Since la.indymedia.org / sandiego.indymedia.org has recently
received a surge of attention in the wake of the BIO conference, it's fitting
to take note of some of the unfortunately unwelcome attention that inevitably
comes along with the largely welcome kind. I refer to the noticeable uptick
in insulting and baiting invectives with which the site is here and there
littered of late. While it shouldn't overly concern us, we should use common
sense in handling it. On Usenet, there is a word for the authors of this
kind of material. They are called "trolls." The definition of "troll" from
the Computer Jargon Dictionary
1. [From the Usenet group alt.folklore.urban] To utter a posting
designed to attract predictable responses or flames;
or, the post itself. Derives from the phrase "trolling for newbies"
which in turn comes from mainstream "trolling", a style of fishing in which
one trails bait through a likely spot hoping for a bite. The well-constructed
troll is a post that induces lots of newbies and flamers to make themselves
look even more clueless than they already do, while subtly conveying to
the more savvy and experienced that it is in fact a deliberate troll. If
you don't fall for the joke, you get to be in on it. See also YHBT.

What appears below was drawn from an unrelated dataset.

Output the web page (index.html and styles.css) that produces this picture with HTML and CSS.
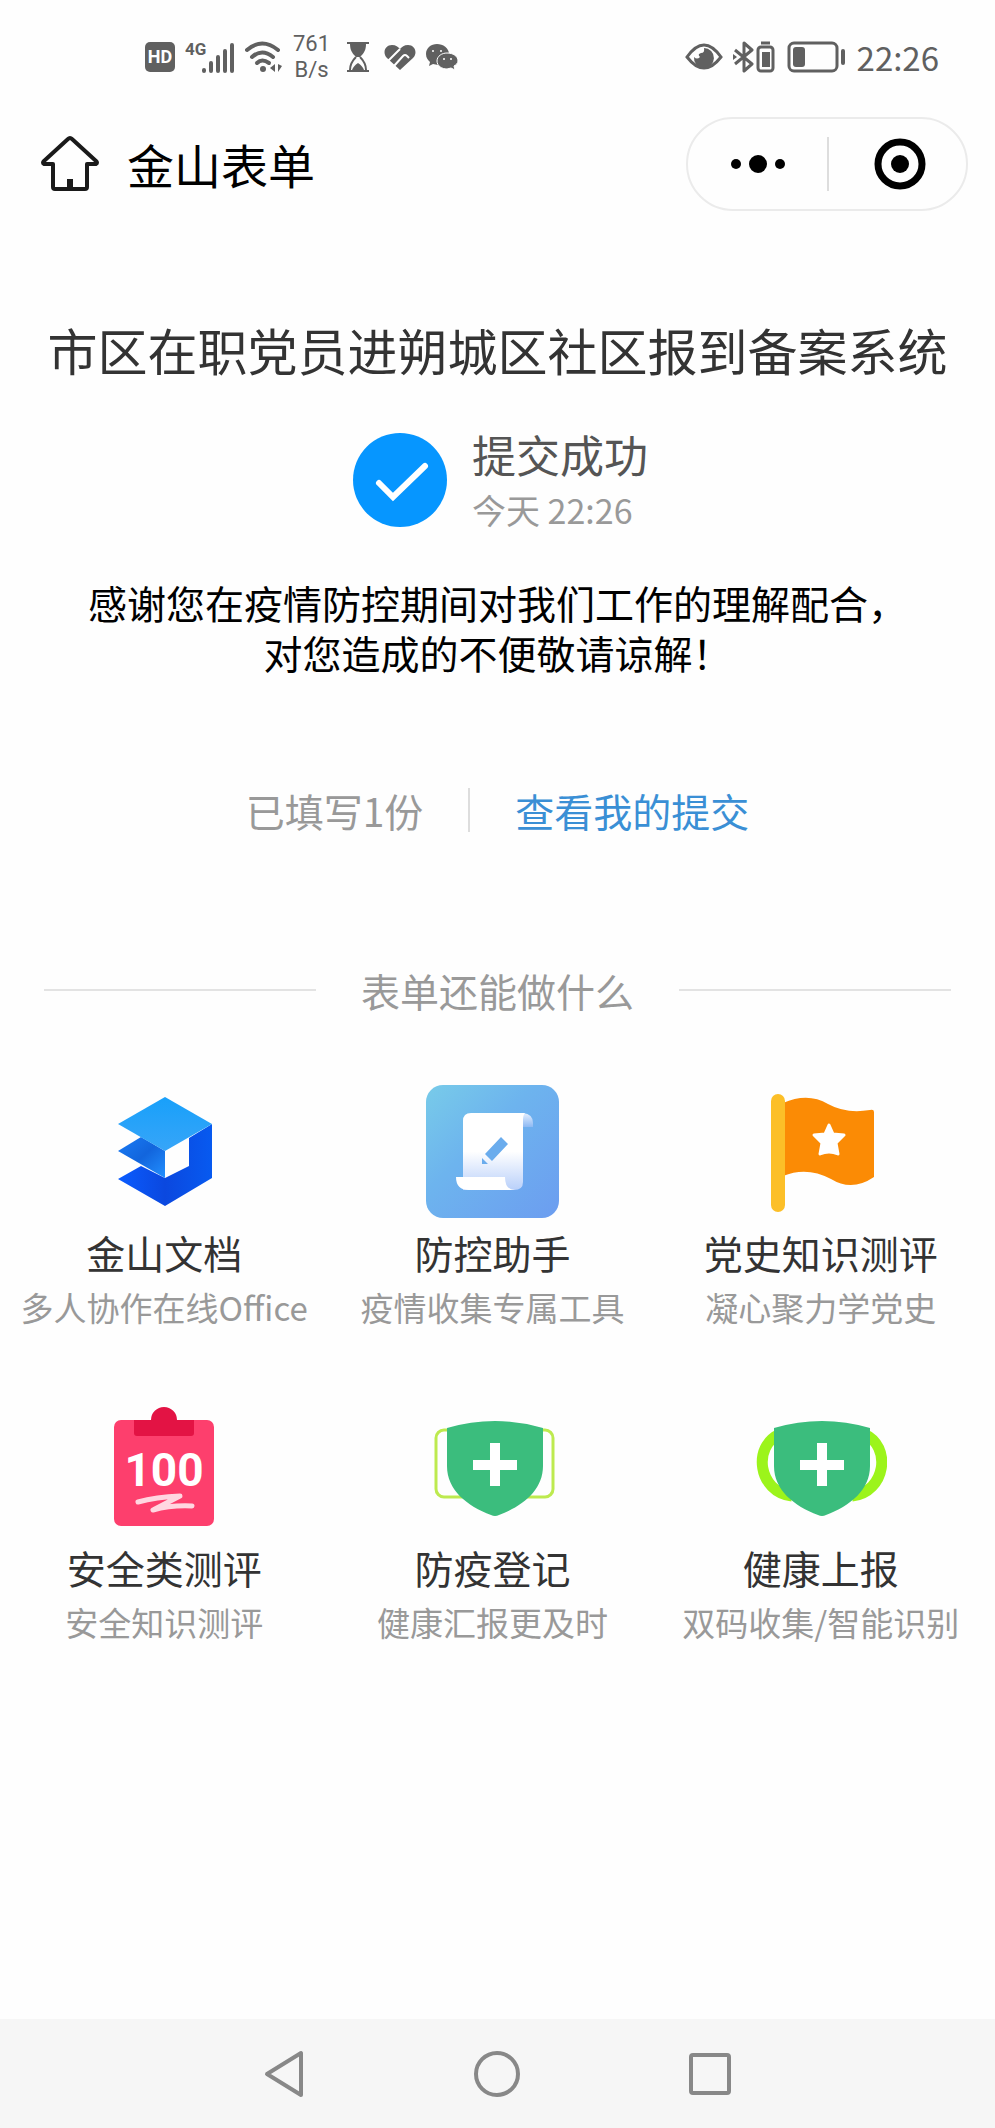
FILE: index.html
```html
<!DOCTYPE html>
<html lang="zh-CN">
<head>
    <meta charset="UTF-8">
    <meta name="viewport" content="width=device-width, initial-scale=1.0">
    <title>金山表单</title>
    <link rel="stylesheet" href="styles.css">
</head>
<body>
    <div class="status-bar">
        <div class="status-left">
            <svg width="30" height="32" viewBox="0 0 30 32">
                <rect x="0" y="1" width="30" height="30" rx="5" fill="#606060"/>
                <text class="hd-text" x="15" y="22" text-anchor="middle">HD</text>
            </svg>
            <svg class="signal" width="50" height="36" viewBox="0 -4 50 36">
                <text class="net-text" x="0" y="12">4G</text>
                <g stroke="#606060" stroke-width="4" stroke-linecap="round">
                    <path d="M19 28v-1M26 28v-8M33 28v-14M40 28V8M47 28V2"/>
                </g>
            </svg>
            <svg class="wifi" width="38" height="32" viewBox="0 0 38 32">
                <g fill="none" stroke="#606060" stroke-width="4" stroke-linecap="round">
                    <path d="M2 9Q17-4 33 9"/>
                    <path d="M7 16q10-9 21 0"/>
                    <path d="M12 22q5-5 12 0"/>
                </g>
                <circle cx="18" cy="28" r="3" fill="#606060"/>
                <path d="M30 23v8l-5-4zM33 23v8l4-6z" fill="#606060"/>
            </svg>
            <div class="speed">761<br>B/s</div>
            <svg class="hourglass" width="24" height="32" viewBox="0 0 24 32">
                <path d="M1 2h22M1 30h22" stroke="#606060" stroke-width="2"/>
                <path d="M4 3h16c0 6-2 9-6 13h-4C6 12 4 9 4 3z" fill="#606060"/>
                <path d="M10 16c-4 4-6 8-6 13M14 16c4 4 6 8 6 13" fill="none" stroke="#606060" stroke-width="2"/>
                <path d="M6 29c1-3 3-5 6-7 3 2 5 4 6 7z" fill="#606060"/>
            </svg>
            <svg width="32" height="32" viewBox="0 0 32 32">
                <path d="M16 29L3 17C-2 12 1 4 8 4c4 0 6 2 8 4 2-2 4-4 8-4 7 0 10 8 5 13z" fill="#606060"/>
                <path d="M4 20L16 8M10 25l9-10q2-2 4 0l2 2" fill="none" stroke="#fefefe" stroke-width="2"/>
            </svg>
            <svg width="32" height="32" viewBox="0 0 32 32">
                <path d="M11 3C5 3 0 7 0 13c0 4 2 6 4 8l-1 4 4-2 5 1c6 0 11-5 11-11S17 3 11 3z" fill="#606060"/>
                <path d="M21 12c-5 0-10 3-10 8s5 8 10 8l4-1 4 2-1-4c2-1 4-3 4-5 0-5-5-8-11-8z" fill="#606060" stroke="#fff"/>
                <g fill="#fff"><circle cx="7" cy="10" r="1"/><circle cx="15" cy="10" r="1"/><circle cx="18" cy="18" r="1"/><circle cx="25" cy="18" r="1"/></g>
            </svg>
        </div>
        <div class="status-right">
            <svg width="38" height="32" viewBox="0 0 38 32">
                <path d="M2 16Q19-8 36 16 19 38 2 16z" fill="none" stroke="#606060" stroke-width="3"/>
                <path d="M19 7a10 10 0 1 1-10 9q3 3 6 0-3-3 1-4 4 0 3-5z" fill="#606060"/>
            </svg>
            <svg class="bluetooth" width="44" height="32" viewBox="0 0 44 32">
                <path d="M2 9l17 14-8 7V2l8 7L2 23" fill="none" stroke="#606060" stroke-width="3" stroke-linejoin="round"/>
                <path d="M0 13l4 3-4 3z" fill="#606060"/>
                <path d="M28 2h9" stroke="#606060" stroke-width="3"/>
                <rect x="25" y="6" width="15" height="24" rx="3" fill="none" stroke="#606060" stroke-width="3"/>
                <rect x="29" y="11" width="8" height="15" fill="#606060"/>
            </svg>
            <svg width="60" height="32" viewBox="0 0 60 32">
                <rect x="2" y="2" width="48" height="28" rx="5" fill="none" stroke="#606060" stroke-width="3"/>
                <rect x="6" y="6" width="12" height="20" rx="3" fill="#606060"/>
                <path d="M56 10v12" stroke="#606060" stroke-width="4" stroke-linecap="round"/>
            </svg>
            <span class="clock">22:26</span>
        </div>
    </div>

    <header class="app-bar">
        <a class="home" href="#" aria-label="首页">
            <svg width="58" height="56" viewBox="0 0 58 56">
                <path d="M12 28H3q-2-1 0-3L27 3q2-2 4 0l24 22q2 2 0 3h-9v23q0 2-2 2H14q-2 0-2-2z" fill="none" stroke="#1a1a1a" stroke-width="4" stroke-linejoin="round"/>
                <path d="M29 43v10" stroke="#1a1a1a" stroke-width="6"/>
            </svg>
        </a>
        <span class="app-name">金山表单</span>
        <div class="capsule">
            <button type="button" aria-label="更多">
                <svg width="56" height="54" viewBox="0 0 56 54">
                    <circle cx="6" cy="27" r="5"/><circle cx="28" cy="27" r="9"/><circle cx="50" cy="27" r="5"/>
                </svg>
            </button>
            <button type="button" aria-label="关闭">
                <svg width="54" height="54" viewBox="0 0 54 54">
                    <circle cx="27" cy="27" r="22" fill="none" stroke="#000" stroke-width="7"/>
                    <circle cx="27" cy="27" r="9"/>
                </svg>
            </button>
        </div>
    </header>

    <main>
        <h1>市区在职党员进朔城区社区报到备案系统</h1>

        <div class="result">
            <svg width="94" height="94" viewBox="0 0 94 94">
                <circle cx="47" cy="47" r="47" fill="#0696ff"/>
                <path d="M26 50l14 14 32-31" fill="none" stroke="#fff" stroke-width="6" stroke-linecap="round"/>
            </svg>
            <div class="result-text">
                <div class="result-title">提交成功</div>
                <div class="result-time">今天 22:26</div>
            </div>
        </div>

        <p class="thanks">感谢您在疫情防控期间对我们工作的理解配合，<br>对您造成的不便敬请谅解！</p>

        <div class="records">
            <span>已填写1份</span>
            <a href="#">查看我的提交</a>
        </div>

        <h2>表单还能做什么</h2>

        <div class="apps">
            <a class="app" href="#">
                <svg width="133" height="133" viewBox="0 0 133 133">
                    <defs>
                        <linearGradient id="top" x1="0" y1="0" x2="0" y2="1"><stop offset="0" stop-color="#18a0fa"/><stop offset="1" stop-color="#37a5f8"/></linearGradient>
                        <linearGradient id="mid" x1="0" y1="0" x2="1" y2="1"><stop offset="0" stop-color="#1a7cf5"/><stop offset=".5" stop-color="#1265dd"/><stop offset="1" stop-color="#2290ff"/></linearGradient>
                        <linearGradient id="low" x1="0" y1="0" x2="1" y2="0"><stop offset="0" stop-color="#0a5cff"/><stop offset=".5" stop-color="#0b48df"/><stop offset="1" stop-color="#075af0"/></linearGradient>
                    </defs>
                    <path d="M20 94l23-13 24 12 24-12V53l23-14v54l-47 28z" fill="url(#low)"/>
                    <path d="M20 66l23-14 24 14v27z" fill="url(#mid)"/>
                    <path d="M67 12l47 27-47 27-47-27z" fill="url(#top)"/>
                </svg>
                <span class="app-title">金山文档</span>
                <span class="app-desc">多人协作在线Office</span>
            </a>
            <a class="app" href="#">
                <svg width="133" height="133" viewBox="0 0 133 133">
                    <defs>
                        <linearGradient id="tile" x1="0" y1="0" x2="1" y2="1"><stop offset="0" stop-color="#78cbe9"/><stop offset=".4" stop-color="#6db4ee"/><stop offset="1" stop-color="#6c9df0"/></linearGradient>
                        <linearGradient id="paper" x1="0" y1="0" x2="0" y2="1"><stop offset=".5" stop-color="#fff"/><stop offset="1" stop-color="#b9d0fa"/></linearGradient>
                        <linearGradient id="curl" x1="0" y1="0" x2="0" y2="1"><stop offset="0" stop-color="#e4efff"/><stop offset="1" stop-color="#8db9f3"/></linearGradient>
                    </defs>
                    <rect width="133" height="133" rx="17" fill="url(#tile)"/>
                    <path d="M97 28q10 1 10 10v4H97z" fill="url(#curl)"/>
                    <path d="M37 36q0-8 8-8h54q-2 2-2 7v62q0 8-9 8H37z" fill="url(#paper)"/>
                    <path d="M30 92h49q0 13 10 13H43q-13 0-13-13z" fill="#fff"/>
                    <path d="M75 52l7 7-16 17-7-7zM56 73l6 6h-6z" fill="#6aaced"/>
                </svg>
                <span class="app-title">防控助手</span>
                <span class="app-desc">疫情收集专属工具</span>
            </a>
            <a class="app" href="#">
                <svg width="133" height="133" viewBox="0 0 133 133">
                    <path d="M29 18q25-11 45 1 18 10 42 6 4-1 4 2v65q-22 15-43 2-24-13-48-3z" fill="#fb8b05"/>
                    <rect x="17" y="9" width="14" height="118" rx="7" fill="#fcbf28"/>
                    <path d="M75 40l4 9 11 1-8 8 2 11q-9-4-18 0l2-11-8-8 11-1z" fill="#fff" stroke="#fff" stroke-width="3" stroke-linejoin="round"/>
                </svg>
                <span class="app-title">党史知识测评</span>
                <span class="app-desc">凝心聚力学党史</span>
            </a>
            <a class="app" href="#">
                <svg width="133" height="133" viewBox="0 0 133 133">
                    <rect x="16" y="20" width="100" height="106" rx="7" fill="#fd3f6d"/>
                    <path d="M36 20h17a13 13 0 0 1 26 0h17v13q0 3-3 3H39q-3 0-3-3z" fill="#e31344"/>
                    <text class="score" x="66" y="86" text-anchor="middle">100</text>
                    <path d="M40 102q18-5 42-6L55 110q18-5 39-4" fill="none" stroke="#ffd7e1" stroke-width="5" stroke-linecap="round" stroke-linejoin="round"/>
                </svg>
                <span class="app-title">安全类测评</span>
                <span class="app-desc">安全知识测评</span>
            </a>
            <a class="app" href="#">
                <svg width="133" height="133" viewBox="0 0 133 133">
                    <rect x="10" y="30" width="117" height="67" rx="8" fill="none" stroke="#bdea4f" stroke-width="3"/>
                    <path d="M21 28q48-14 96 0v38c0 24-20 40-44 49q-4 2-8 0C41 106 21 90 21 66z" fill="#3bbd7d"/>
                    <path d="M69 43v43M47 65h44" stroke="#fff" stroke-width="10"/>
                </svg>
                <span class="app-title">防疫登记</span>
                <span class="app-desc">健康汇报更及时</span>
            </a>
            <a class="app" href="#">
                <svg width="133" height="133" viewBox="0 0 133 133">
                    <path d="M38 96C4 92-2 46 26 34M98 96C132 92 138 46 110 34" fill="none" stroke="#9cf41b" stroke-width="11"/>
                    <path d="M20 28q48-14 96 0v38c0 24-20 40-44 49q-4 2-8 0C40 106 20 90 20 66z" fill="#3bbd7d"/>
                    <path d="M68 43v43M46 65h44" stroke="#fff" stroke-width="10"/>
                </svg>
                <span class="app-title">健康上报</span>
                <span class="app-desc">双码收集/智能识别</span>
            </a>
        </div>
    </main>

    <nav class="nav-bar">
        <button type="button" aria-label="返回">
            <svg width="46" height="50" viewBox="0 0 46 50"><path d="M39 4v42L5 25z"/></svg>
        </button>
        <button type="button" aria-label="主屏幕">
            <svg width="50" height="50" viewBox="0 0 50 50"><circle cx="25" cy="25" r="21"/></svg>
        </button>
        <button type="button" aria-label="最近任务">
            <svg width="50" height="50" viewBox="0 0 50 50"><rect x="6" y="6" width="38" height="38" rx="2"/></svg>
        </button>
    </nav>
</body>
</html>
```
FILE: styles.css
```css
* { box-sizing: border-box; }
body {
    display: flex;
    flex-direction: column;
    min-height: 100vh;
    margin: 0;
    background: #fefefe;
    color: #333;
    font-family: "Noto Sans CJK SC", sans-serif;
}
svg { display: block; flex: none; }
a { color: inherit; text-decoration: none; }
button { display: flex; align-items: center; justify-content: center; padding: 0; border: 0; background: none; }

/* phone status bar */
.status-bar { display: flex; justify-content: space-between; align-items: center; height: 114px; padding: 0 56px 0 145px; color: #606060; }
.status-left, .status-right { display: flex; align-items: center; gap: 10px; }
.speed { margin-right: 6px; font: 22px/26px Roboto, sans-serif; text-align: center; }
.hourglass { margin-right: 4px; }
.hd-text { font: bold 18px Roboto, sans-serif; fill: #fff; }
.net-text { font: bold 17px Roboto, sans-serif; fill: #606060; }
.clock { font-size: 33px; line-height: 40px; }

/* mini program header */
.app-bar { display: flex; align-items: center; height: 100px; padding: 0 27px 0 41px; }
.app-name { margin-left: 28px; color: #000; font-size: 47px; line-height: 60px; }
.capsule { display: flex; width: 282px; height: 94px; margin-left: auto; padding: 18px 0; border: 2px solid #ebebeb; border-radius: 47px; }
.capsule button { width: 50%; }
.capsule button + button { padding-left: 4px; border-left: 2px solid #ddd; }

main { flex: 1; }
h1 { margin: 105px 0 43px; font-size: 50px; line-height: 60px; font-weight: 400; text-align: center; }
.result { display: flex; justify-content: center; align-items: center; gap: 25px; padding-left: 6px; }
.result-text { padding-bottom: 4px; }
.result-title { color: #555; font-size: 44px; line-height: 64px; }
.result-time { color: #999; font-size: 34px; line-height: 48px; }
.thanks { margin: 39px 0 111px; color: #000; font-size: 39px; line-height: 50px; text-align: center; }
.records { display: flex; justify-content: center; align-items: center; color: #999; font-size: 39px; line-height: 44px; }
.records span { padding-right: 45px; border-right: 2px solid #ddd; }
.records a { padding-left: 45px; color: #3a8fd5; }
h2 { display: flex; align-items: center; gap: 45px; margin: 133px 44px 70px; color: #999; font-size: 39px; line-height: 50px; font-weight: 400; }
h2::before, h2::after { content: ""; flex: 1; height: 2px; background: #e3e3e3; }

.apps { display: grid; grid-template-columns: repeat(3, 1fr); row-gap: 70px; padding-right: 10px; }
.app { display: flex; flex-direction: column; align-items: center; white-space: nowrap; }
.app-title { margin: 8px 0 6px; font-size: 39px; line-height: 52px; }
.app-desc { color: #999; font-size: 33px; line-height: 46px; }
.score { font: bold 46px Roboto, sans-serif; fill: #fff; }

.nav-bar { display: flex; height: 109px; padding: 0 18%; background: #f6f6f6; }
.nav-bar button { flex: 1; }
.nav-bar svg { fill: none; stroke: #888; stroke-width: 4; stroke-linejoin: round; }
```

2. An individual who chronically trolls in sense 1; regularly posts specious
arguments, flames or personal attacks to a newsgroup, discussion list,
or in email for no other purpose than to annoy someone or disrupt a discussion.
Trolls are recognizable by the fact that they have no real interest in
learning about the topic at hand - they simply want to utter flame bait.
Like the ugly creatures they are named after, they exhibit no redeeming
characteristics, and as such, they are recognized as a lower form of life
on the net, as in, "Oh, ignore him, he's just a troll." Compare kook.
3. [Berkeley] Computer lab monitor. A popular campus job for CS students.
Duties include helping newbies and ensuring that lab policies are followed.
Probably so-called because it involves lurking in dark cavelike corners.
Some people claim that the troll (sense 1) is properly a narrower category
bait, that a troll is categorized by containing some assertion
that is wrong but not overtly controversial. See also Troll-O-Meter.
The use of `troll' in either sense is a live metaphor that readily produces
elaborations and combining forms. For example, one not infrequently sees
the warning "Do not feed the troll" as part of a followup to troll postings.
Now, having defined the term, it becomes much easier to detect and figure
out what to do with them. As the venerable Jargon Dictionary points out
above, the sage counsel of every veteran is "don't feed the animals." Ignore
them. They will tire of their antics much quicker if they don't get the
responses they want. Remember, by definition, they're not here because
they take any kind of active interest in the opinions of others, least
of all anyone here. Whether they're cops, rightwing agitators, or whatever
else, it's pointless to engage them.
What's another surefire sign of a troll? How about someone posting a
message to the newswire that
reads, "What on earth was all that protesting about? Much todo about
nothing! I never could figure it out!" Somehow, they managed to follow
the news close enough to pick up on the existence of this site, managed
to wade past the numerous detailed arguments (albeit amidst some admixture
of their own and other's incoherent diatribes), but never could figure
out what anyone was protesting?
Or how about someone posting a series of insults, repeated over and
over again, while resolutely ignoring any rational arguments. That's another
surefire sign of a troll. Obviously true trolls will not take the trouble
to read and respond to detailed arguments. They are not here to challenge
themselves with intellectual polemics.
Anyhow, you get the picture: Don't feed the trolls!